L'INTERVISTA

Antonio Ferrara: «La cultura vero antidoto ai nuovi fascismi»

Al “Ghirelli” sarà presentato il libro che ricorda le aggressioni squadriste di cento anni fa: «Ancora attuali»

SALERNO - Un volume che ripercorre criticamente violenze e aggressioni squadriste come quella avvenuta al Municipio di Castellammare di Stabia il 20 gennaio 1921 in occasione dell’intitolazione della piazza antistante a Spartaco, in rimando al celebre gladiatore romano che si sacrificò per la liberazione degli schiavi. Lo si può leggere nel libro “Violenze e fascismi nel Napoletano” titolo firmato da Antonio Ferrara per la Francesco D’Amato Editore, sarà presentato oggi alle ore 18.30 presso il Teatro Ghirelli a Salerno. A discuterne con l’autore saranno: Alfonso Conte professore di Storia contemporanea presso Unisa e Ubaldo Baldi dell’Anpi Salerno . Coordina il giornalista Edoardo Scotti.

Antonio Ferrara, con quale metodo critico e storiografico ha affrontato questo lavoro?
Rifacendomi agli insegnamenti universitari sia di storici che di archivisti e paleografi, e affinando la mia consuetudine con la ricerca delle fonti e dei documenti, ho provato a coniugare la lettura dei materiali dell’Archivio di Stato di Napoli con l’esame dei materiali fotografici e i resoconti della stampa dell’epoca, incrociando testimonianze originali con la memorialistica. La nascita del fascismo e l’affermazione delle istanze dei socialisti e del movimento operaio ci raccontano di una società divisa e profondamente segnata dalla fine della Grande guerra. Il libro mi ha permesso di ridare voce a operai così come a dirigenti politici e sindacali di grande spessore. Se in Italia e a Roma ci fossero state più persone come quelle di cui scrivo, forse il fascismo non avrebbe avuto strada spianata.

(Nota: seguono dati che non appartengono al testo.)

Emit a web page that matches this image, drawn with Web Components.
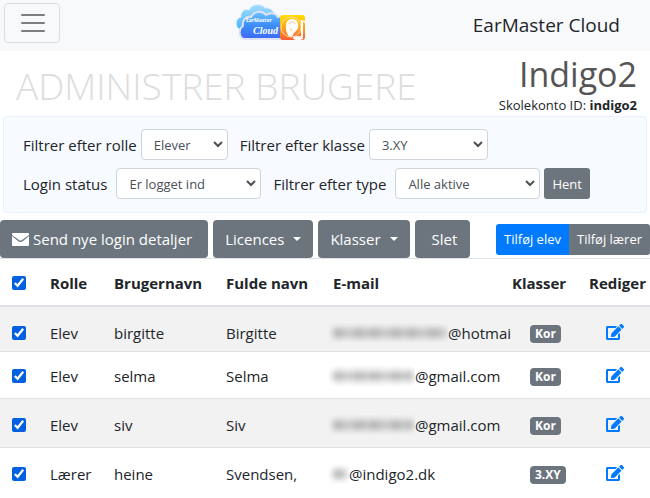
<!DOCTYPE html>
<html lang="da">
<head>
<meta charset="utf-8">
<meta name="viewport" content="width=device-width, initial-scale=1">
<title>EarMaster Cloud</title>
<style>
    body {
        margin: 0;
        background: #fff;
        color: #212529;
        font: 15px/24px "Open Sans", "Noto Sans", sans-serif;
        --blue: #007bff;
        --gray: #6c757d;
        --line: #dee2e6;
    }
</style>
</head>
<body>
<cloud-navbar>EarMaster Cloud</cloud-navbar>
<main>
    <page-heading account="indigo2">
        Administrer brugere
        <span slot="school">Indigo2</span>
    </page-heading>
    <filter-panel>
        <filter-select label="Filtrer efter rolle" options="Elever,Lærere,Alle" size="s"></filter-select>
        <filter-select label="Filtrer efter klasse" options="3.XY,Kor" size="m"></filter-select>
        <filter-select slot="second" label="Login status" options="Er logget ind,Aldrig logget ind" size="l"></filter-select>
        <filter-select slot="second" label="Filtrer efter type" options="Alle aktive,Inaktive" size="l"></filter-select>
        <action-button slot="second" small>Hent</action-button>
    </filter-panel>
    <user-toolbar>
        <action-button icon="mail">Send nye login detaljer</action-button>
        <action-button menu>Licences</action-button>
        <action-button menu>Klasser</action-button>
        <action-button wide>Slet</action-button>
        <action-button slot="add" small primary join="start">Tilføj elev</action-button>
        <action-button slot="add" small join="end">Tilføj lærer</action-button>
    </user-toolbar>
    <user-table></user-table>
</main>

<script>
/// Drawn logo: two clouds and the orange ear badge.
class CloudLogo extends HTMLElement {

    connectedCallback() {
        this.attachShadow({mode: "open"}).innerHTML = `
            <style>
                :host {
                    display: block;
                    line-height: 0;
                }
            </style>
            <svg width="72" height="40" viewBox="0 0 72 40" role="img" aria-label="EarMaster Cloud">
                <defs>
                    <linearGradient id="back" x1="0" y1="0" x2="0" y2="1">
                        <stop offset="0" stop-color="#a5dcff"/>
                        <stop offset="1" stop-color="#3fb2fb"/>
                    </linearGradient>
                    <linearGradient id="front" x1="0" y1="0" x2="0" y2="1">
                        <stop offset="0" stop-color="#6cc4ff"/>
                        <stop offset=".5" stop-color="#3d8df8"/>
                        <stop offset="1" stop-color="#3c6af5"/>
                    </linearGradient>
                    <linearGradient id="badge" x1="0" y1="0" x2="0" y2="1">
                        <stop offset="0" stop-color="#ffe000"/>
                        <stop offset=".5" stop-color="#ffa51e"/>
                        <stop offset="1" stop-color="#fa5a32"/>
                    </linearGradient>
                </defs>
                <path d="M6 27C-1 25 0 15 6 14C5 9 10 5 14 7C17 0 27 0 30 5C36 4 40 9 39 13L12 28Z" fill="url(#back)" stroke="#e3f2fd"/>
                <path d="M9 36C4 35 3 26 8 23C7 17 11 13 16 14C19 8 27 7 31 12C35 9 41 10 43 14C49 12 55 17 54 23L55 36Z" fill="url(#front)" stroke="#e0e2f2" stroke-width="2"/>
                <rect x="45" y="12" width="25" height="25" rx="3" fill="url(#badge)"/>
                <circle cx="56" cy="24" r="10" fill="none" stroke="#ffdc9c"/>
                <path d="M53 32C51 29 51 27 51 23C51 18 54 16 57 16C62 16 64 20 63 25C62 28 59 29 58 32C57 34 54 34 53 32Z" fill="#fff"/>
                <path d="M54 21C55 18 60 18 60 21M56 25V28" fill="none" stroke="#ffc27a"/>
                <path d="M65 17L70 18V20L68 19V34H66V19Z" fill="#fff"/>
                <ellipse cx="63" cy="35" rx="5" ry="2" fill="#fff"/>
                <text x="11" y="19" font-family="Open Sans, sans-serif" font-size="5" font-weight="700" fill="#fff">EarMaster</text>
                <text x="18" y="31" font-family="Liberation Serif, serif" font-size="10" font-style="italic" font-weight="700" fill="#fff">Cloud</text>
            </svg>
        `
    }

}

class CloudNavbar extends HTMLElement {

    connectedCallback() {
        this.attachShadow({mode: "open"}).innerHTML = `
            <style>
                :host {
                    display: flex;
                    justify-content: space-between;
                    align-items: center;
                    box-sizing: border-box;
                    min-height: 51px;
                    padding: 0 30px 5px 4px;
                    background: #f8f9fb;
                    color: #212529;
                    font-size: 19px;
                }

                button {
                    display: block;
                    width: 56px;
                    height: 40px;
                    margin-right: 10px;
                    padding: 0 13px;
                    border: 1px solid #dcdde0;
                    border-radius: 4px;
                    background: none;
                }

                svg {
                    display: block;
                    margin: auto;
                }

                .brand {
                    padding-top: 4px;
                }
            </style>
            <button type="button" aria-label="Menu">
                <svg width="30" height="30" viewBox="0 0 30 30" stroke="#7d7e80" stroke-width="2" stroke-linecap="round">
                    <path d="M4 7H26M4 15H26M4 23H26"/>
                </svg>
            </button>
            <cloud-logo></cloud-logo>
            <span class="brand"><slot></slot></span>
        `
    }

}

class PageHeading extends HTMLElement {

    connectedCallback() {
        const account = this.getAttribute("account")
        this.attachShadow({mode: "open"}).innerHTML = `
            <style>
                :host {
                    display: flex;
                    justify-content: space-between;
                    align-items: flex-end;
                    padding: 0 13px 3px 16px;
                }

                h1 {
                    margin: 0;
                    padding-bottom: 3px;
                    color: #ddd;
                    font-size: 37px;
                    font-weight: 300;
                    line-height: 48px;
                    text-transform: uppercase;
                }

                .school {
                    text-align: right;
                    font-size: 13px;
                    line-height: 16px;
                }

                h2 {
                    margin: 0;
                    color: #555;
                    font-size: 34px;
                    font-weight: 400;
                    line-height: 46px;
                }
            </style>
            <h1><slot></slot></h1>
            <div class="school">
                <h2><slot name="school"></slot></h2>
                Skolekonto ID: <b>${account}</b>
            </div>
        `
    }

}

class FilterPanel extends HTMLElement {

    connectedCallback() {
        this.attachShadow({mode: "open"}).innerHTML = `
            <style>
                :host {
                    display: flex;
                    flex-direction: column;
                    gap: 8px;
                    margin: 0 3px;
                    padding: 12px 19px 13px;
                    border: 1px solid #e7f1ff;
                    border-radius: 4px;
                    background: #f7faff;
                }

                .filters {
                    display: flex;
                    align-items: center;
                    gap: 12px;
                }

                ::slotted(action-button) {
                    margin-left: -8px;
                }
            </style>
            <div class="filters"><slot></slot></div>
            <div class="filters"><slot name="second"></slot></div>
        `
    }

}

/// A label with its drop-down. "size" picks the width of the drop-down.
class FilterSelect extends HTMLElement {

    connectedCallback() {
        const options = this.getAttribute("options").split(",")
        this.attachShadow({mode: "open"}).innerHTML = `
            <style>
                :host {
                    display: flex;
                    align-items: center;
                    gap: 4px;
                    white-space: nowrap;
                }

                :host([size=l]) {
                    gap: 9px;
                }

                .field {
                    display: grid;
                    align-items: center;
                    width: 87px;
                }

                :host([size=m]) .field {
                    width: 119px;
                }

                :host([size=l]) .field {
                    width: 145px;
                }

                select, svg {
                    grid-area: 1 / 1;
                }

                select {
                    appearance: none;
                    width: 100%;
                    height: 31px;
                    padding: 0 24px 0 12px;
                    border: 1px solid #ced4da;
                    border-radius: 4px;
                    background: #fff;
                    color: #495057;
                    font: inherit;
                    font-size: 13px;
                }

                svg {
                    justify-self: end;
                    margin-right: 5px;
                    pointer-events: none;
                }
            </style>
            <label for="field">${this.getAttribute("label")}</label>
            <div class="field">
                <select id="field">${options.map(option => `<option>${option}</option>`).join("")}</select>
                <svg width="10" height="7" viewBox="0 0 10 7" fill="none" stroke="#495057" stroke-width="2">
                    <path d="M1 1L5 5L9 1"/>
                </svg>
            </div>
        `
    }

}

class ActionButton extends HTMLElement {

    connectedCallback() {
        const mail = `
            <svg width="17" height="13" viewBox="0 0 17 13" aria-hidden="true">
                <path fill="#fff" d="M1 0H16Q17 0 17 1V2L10 7Q8.5 8 7 7L0 2V1Q0 0 1 0ZM0 3L6 8Q8.5 10 11 8L17 3V12Q17 13 16 13H1Q0 13 0 12Z"/>
            </svg>
        `
        this.attachShadow({mode: "open"}).innerHTML = `
            <style>
                :host {
                    display: block;
                }

                button {
                    display: flex;
                    align-items: center;
                    gap: 4px;
                    height: 38px;
                    padding: 0 12px;
                    border: 0;
                    border-radius: 4px;
                    background: var(--gray);
                    color: #fff;
                    font: inherit;
                    white-space: nowrap;
                }

                :host([icon]) button {
                    padding-right: 16px;
                }

                :host([wide]) button {
                    padding: 0 13px 0 17px;
                }

                :host([small]) button {
                    height: 31px;
                    padding: 0 8px;
                    border-radius: 3px;
                    font-size: 13px;
                }

                :host([primary]) button {
                    background: var(--blue);
                }

                :host([join=start]) button {
                    border-top-right-radius: 0;
                    border-bottom-right-radius: 0;
                }

                :host([join=end]) button {
                    border-top-left-radius: 0;
                    border-bottom-left-radius: 0;
                }

                .caret {
                    margin-left: 5px;
                    border: 4px solid transparent;
                    border-top-color: #fff;
                    border-bottom: 0;
                }
            </style>
            <button type="button">
                ${this.getAttribute("icon") == "mail" ? mail : ""}
                <slot></slot>
                ${this.hasAttribute("menu") ? `<span class="caret"></span>` : ""}
            </button>
        `
    }

}

class UserToolbar extends HTMLElement {

    connectedCallback() {
        this.attachShadow({mode: "open"}).innerHTML = `
            <style>
                :host {
                    display: flex;
                    justify-content: space-between;
                    align-items: center;
                    margin-top: 7px;
                }

                .actions, .add {
                    display: flex;
                }

                .actions {
                    gap: 5px;
                }
            </style>
            <div class="actions"><slot></slot></div>
            <div class="add"><slot name="add"></slot></div>
        `
    }

}

// "hidden" is the width of the masked part of the address
const users = [
    {role: "Elev", login: "birgitte", name: "Birgitte", hidden: 120, domain: "@hotmai", group: "Kor"},
    {role: "Elev", login: "selma", name: "Selma", hidden: 87, domain: "@gmail.com", group: "Kor"},
    {role: "Elev", login: "siv", name: "Siv", hidden: 87, domain: "@gmail.com", group: "Kor"},
    {role: "Lærer", login: "heine", name: "Svendsen,", hidden: 21, domain: "@indigo2.dk", group: "3.XY"},
]

class UserTable extends HTMLElement {

    connectedCallback() {
        this.attachShadow({mode: "open"}).innerHTML = `
            <style>
                :host {
                    display: block;
                }

                table {
                    width: 100%;
                    table-layout: fixed;
                    border-spacing: 0;
                }

                .check { width: 38px; }
                .role { width: 64px; }
                .login { width: 112px; }
                .name { width: 107px; }
                .group { width: 66px; }
                .edit { width: 73px; }

                th, td {
                    box-sizing: border-box;
                    padding: 14px 0 0 12px;
                    border-top: 1px solid var(--line);
                    text-align: left;
                    vertical-align: top;
                    white-space: nowrap;
                }

                th {
                    height: 49px;
                    padding-top: 12px;
                    border-bottom: 2px solid var(--line);
                }

                td {
                    height: 49px;
                }

                tbody tr:first-child td {
                    height: 44px;
                    border-top: 0;
                }

                tbody tr:nth-child(2) td {
                    height: 47px;
                    padding-top: 12px;
                }

                tbody tr:nth-child(odd) {
                    background: #f2f2f2;
                }

                th:nth-child(6) {
                    padding-left: 1px;
                }

                td:nth-child(5) {
                    padding-left: 7px;
                    overflow: hidden;
                }

                td:nth-child(6) {
                    padding-left: 19px;
                }

                td:nth-child(7) {
                    padding-left: 29px;
                }

                input {
                    display: block;
                    width: 14px;
                    height: 14px;
                    margin: 5px 0;
                    accent-color: #0060df;
                }

                .mail {
                    display: flex;
                    align-items: center;
                }

                .mask {
                    flex: none;
                    height: 20px;
                    overflow: hidden;
                }

                .mask::before {
                    content: "";
                    display: block;
                    height: 10px;
                    margin: 5px 2px 0 5px;
                    background:
                        repeating-linear-gradient(90deg, #5556 0 7px, #5550 12px 19px, #5556 24px 29px, #5550 33px 37px),
                        #aaa;
                    filter: blur(3px);
                    opacity: .6;
                }

                .badge {
                    display: block;
                    width: fit-content;
                    margin: 4px 0;
                    padding: 0 5px;
                    border-radius: 4px;
                    background: var(--gray);
                    color: #fff;
                    font-size: 12px;
                    font-weight: 700;
                    line-height: 18px;
                }

                a {
                    display: block;
                    width: 19px;
                    padding: 3px 0;
                    color: var(--blue);
                }

                svg {
                    display: block;
                }
            </style>
            <table>
                <colgroup>
                    <col class="check"><col class="role"><col class="login"><col class="name"><col><col class="group"><col class="edit">
                </colgroup>
                <thead>
                    <tr>
                        <th><input type="checkbox" aria-label="Vælg alle" checked></th>
                        <th>Rolle</th>
                        <th>Brugernavn</th>
                        <th>Fulde navn</th>
                        <th>E-mail</th>
                        <th>Klasser</th>
                        <th>Rediger</th>
                    </tr>
                </thead>
                <tbody>${users.map(user => this.row(user)).join("")}</tbody>
            </table>
        `
    }

    row(user) {
        return `
            <tr>
                <td><input type="checkbox" aria-label="Vælg ${user.login}" checked></td>
                <td>${user.role}</td>
                <td>${user.login}</td>
                <td>${user.name}</td>
                <td><div class="mail"><span class="mask" style="width: ${user.hidden}px"></span>${user.domain}</div></td>
                <td><span class="badge">${user.group}</span></td>
                <td>
                    <a href="#${user.login}" aria-label="Rediger ${user.login}">
                        <svg width="18" height="16" viewBox="0 0 576 512" fill="currentColor">
                            <path d="M403 83l90 90c4 4 4 10 0 14L274 406l-93 10c-12 1-23-9-21-21l10-93L389 83c4-4 10-4 14 0zm162-23l-49-49c-15-15-40-15-55 0l-35 36c-4 4-4 10 0 14l90 90c4 4 10 4 14 0l35-36c15-15 15-40 0-55zM384 346V448H64V128h230c3 0 6-1 8-4l40-40c8-7 3-20-8-20H48C22 64 0 86 0 112v352c0 26 22 48 48 48h352c26 0 48-22 48-48V306c0-11-13-16-20-8l-40 40c-3 2-4 5-4 8z"/>
                        </svg>
                    </a>
                </td>
            </tr>
        `
    }

}

customElements.define("cloud-logo", CloudLogo)
customElements.define("cloud-navbar", CloudNavbar)
customElements.define("page-heading", PageHeading)
customElements.define("filter-panel", FilterPanel)
customElements.define("filter-select", FilterSelect)
customElements.define("action-button", ActionButton)
customElements.define("user-toolbar", UserToolbar)
customElements.define("user-table", UserTable)
</script>
</body>
</html>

Analizzando le fonti storiche, ritiene possibile un parallelo con l’emergere dei nuovi fascismi?
Ovviamente, la storia non si ripete. Certo, l’attacco neofascista alla sede della Cgil a Roma è un grave campanello di allarme, come lo è l’inchiesta della magistratura napoletana sui gruppi neonazisti che hanno base proprio nel Napoletano. Direi che l’Italia paga, a differenza della Germania, il fatto di non aver fatto ancora fino in fondo i conti con il fascismo e con la responsabilità che ha avuto nel panorama europeo per l’affermazione del nazifascismo. Penso che ci sia da fare un grande lavoro nelle scuole. La riposta al ritorno di simboli e suggestioni neofasciste è una sola: la cultura. E anche l’insegnamento e la conoscenza della storia.

Dalle sue ricerche si possono raccontare altri fatti di violenze squadriste registrate anche nel Salernitano?
Certamente. Quei fatti di cento anni fa ci dicono che in contesti fortemente industrializzati la speranza socialista così come la reazione animata da fascisti, agrari e conservatori è più forte. C’è una figura che lega Castellammare di Stabia con il Salernitano e con le lotte dei contadini della Piana del Sele: è Silvio Gava. Egli a Castellammare animava il Partito popolare, era giunto profugo da Vittorio Veneto, e fu nominato segretario generale dell’Unione del lavoro in provincia di Salerno. Alla guida del sindacato bianco, Gava incrociò una sorta di proto-fascismo che si concretizzava nelle angherie dei latifondisti verso i braccianti. Senza dimenticare le lotte operaie del tessile e del conserviero tra Salerno e l’agro nocerino: l’assalto alla Camera del Lavoro di Nocera Inferiore e la cacciata per pressioni fasciste del sindaco Giuseppe Vicedomini, uno dei pochi primi cittadini di sinistra eletto nell’autunno 1920 in Campania come avvenne appunto a Castellammare, Torre Annunziata e Ponticelli. In questa fase la pressione fascista è diretta su personaggi e situazioni simbolo delle organizzazioni operaie. Un filo rosso lega quindi Piazza Spartaco a Nocera Inferiore e alle lotte degli operai e dei contadini salernitani.